-- begin --

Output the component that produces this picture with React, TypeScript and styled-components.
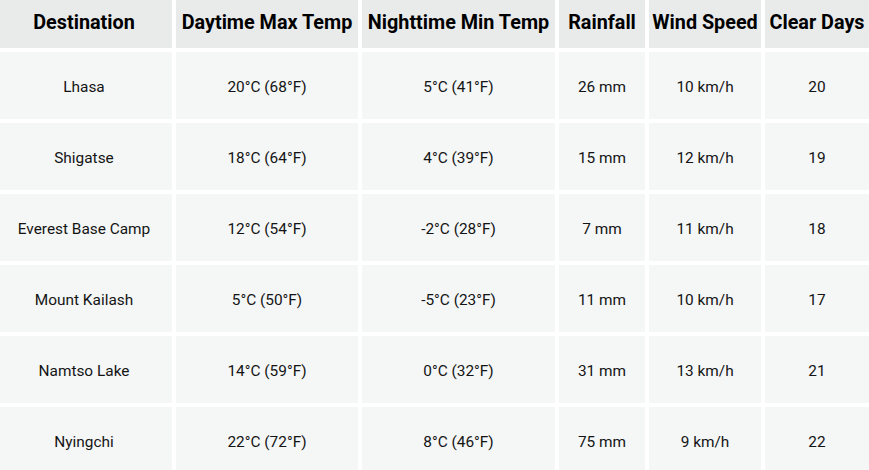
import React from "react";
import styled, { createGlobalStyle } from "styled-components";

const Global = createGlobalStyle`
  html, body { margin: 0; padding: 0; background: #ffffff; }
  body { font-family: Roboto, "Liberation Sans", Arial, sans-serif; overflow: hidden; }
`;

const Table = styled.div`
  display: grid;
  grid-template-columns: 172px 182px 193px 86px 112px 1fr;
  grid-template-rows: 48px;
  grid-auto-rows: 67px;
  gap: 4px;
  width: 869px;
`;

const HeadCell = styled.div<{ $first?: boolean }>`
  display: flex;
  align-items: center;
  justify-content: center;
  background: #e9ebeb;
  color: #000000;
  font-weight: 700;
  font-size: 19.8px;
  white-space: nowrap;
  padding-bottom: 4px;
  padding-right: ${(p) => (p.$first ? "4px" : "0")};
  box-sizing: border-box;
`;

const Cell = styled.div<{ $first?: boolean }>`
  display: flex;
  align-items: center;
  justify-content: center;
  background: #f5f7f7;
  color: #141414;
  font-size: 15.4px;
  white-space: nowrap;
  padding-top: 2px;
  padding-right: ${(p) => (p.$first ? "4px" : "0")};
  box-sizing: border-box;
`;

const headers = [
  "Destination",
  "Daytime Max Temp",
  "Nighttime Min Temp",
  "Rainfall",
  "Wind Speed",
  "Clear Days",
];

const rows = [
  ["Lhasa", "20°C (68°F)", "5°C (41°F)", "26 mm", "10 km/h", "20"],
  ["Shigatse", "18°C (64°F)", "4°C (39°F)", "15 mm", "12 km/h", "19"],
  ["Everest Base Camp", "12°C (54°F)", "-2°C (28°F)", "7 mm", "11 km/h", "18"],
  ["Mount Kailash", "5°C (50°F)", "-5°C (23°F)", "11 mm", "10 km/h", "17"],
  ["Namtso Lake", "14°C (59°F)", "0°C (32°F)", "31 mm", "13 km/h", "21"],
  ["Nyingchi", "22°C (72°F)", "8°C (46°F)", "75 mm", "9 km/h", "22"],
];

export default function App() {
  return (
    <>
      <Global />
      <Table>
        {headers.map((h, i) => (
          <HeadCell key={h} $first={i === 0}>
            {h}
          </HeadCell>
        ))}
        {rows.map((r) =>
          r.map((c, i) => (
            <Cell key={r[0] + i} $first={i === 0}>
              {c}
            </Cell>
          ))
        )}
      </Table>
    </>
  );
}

-- end --

§ **Exercise brief**
All of the material above needs to be restated exactly, with no pictures.

§ **Written response**
Output the component that produces this picture with React, TypeScript and styled-components.
import React from "react";
import styled, { createGlobalStyle } from "styled-components";

const Global = createGlobalStyle`
  html, body { margin: 0; padding: 0; background: #ffffff; }
  body { font-family: Roboto, "Liberation Sans", Arial, sans-serif; overflow: hidden; }
`;

const Table = styled.div`
  display: grid;
  grid-template-columns: 172px 182px 193px 86px 112px 1fr;
  grid-template-rows: 48px;
  grid-auto-rows: 67px;
  gap: 4px;
  width: 869px;
`;

const HeadCell = styled.div<{ $first?: boolean }>`
  display: flex;
  align-items: center;
  justify-content: center;
  background: #e9ebeb;
  color: #000000;
  font-weight: 700;
  font-size: 19.8px;
  white-space: nowrap;
  padding-bottom: 4px;
  padding-right: ${(p) => (p.$first ? "4px" : "0")};
  box-sizing: border-box;
`;

const Cell = styled.div<{ $first?: boolean }>`
  display: flex;
  align-items: center;
  justify-content: center;
  background: #f5f7f7;
  color: #141414;
  font-size: 15.4px;
  white-space: nowrap;
  padding-top: 2px;
  padding-right: ${(p) => (p.$first ? "4px" : "0")};
  box-sizing: border-box;
`;

const headers = [
  "Destination",
  "Daytime Max Temp",
  "Nighttime Min Temp",
  "Rainfall",
  "Wind Speed",
  "Clear Days",
];

const rows = [
  ["Lhasa", "20°C (68°F)", "5°C (41°F)", "26 mm", "10 km/h", "20"],
  ["Shigatse", "18°C (64°F)", "4°C (39°F)", "15 mm", "12 km/h", "19"],
  ["Everest Base Camp", "12°C (54°F)", "-2°C (28°F)", "7 mm", "11 km/h", "18"],
  ["Mount Kailash", "5°C (50°F)", "-5°C (23°F)", "11 mm", "10 km/h", "17"],
  ["Namtso Lake", "14°C (59°F)", "0°C (32°F)", "31 mm", "13 km/h", "21"],
  ["Nyingchi", "22°C (72°F)", "8°C (46°F)", "75 mm", "9 km/h", "22"],
];

export default function App() {
  return (
    <>
      <Global />
      <Table>
        {headers.map((h, i) => (
          <HeadCell key={h} $first={i === 0}>
            {h}
          </HeadCell>
        ))}
        {rows.map((r) =>
          r.map((c, i) => (
            <Cell key={r[0] + i} $first={i === 0}>
              {c}
            </Cell>
          ))
        )}
      </Table>
    </>
  );
}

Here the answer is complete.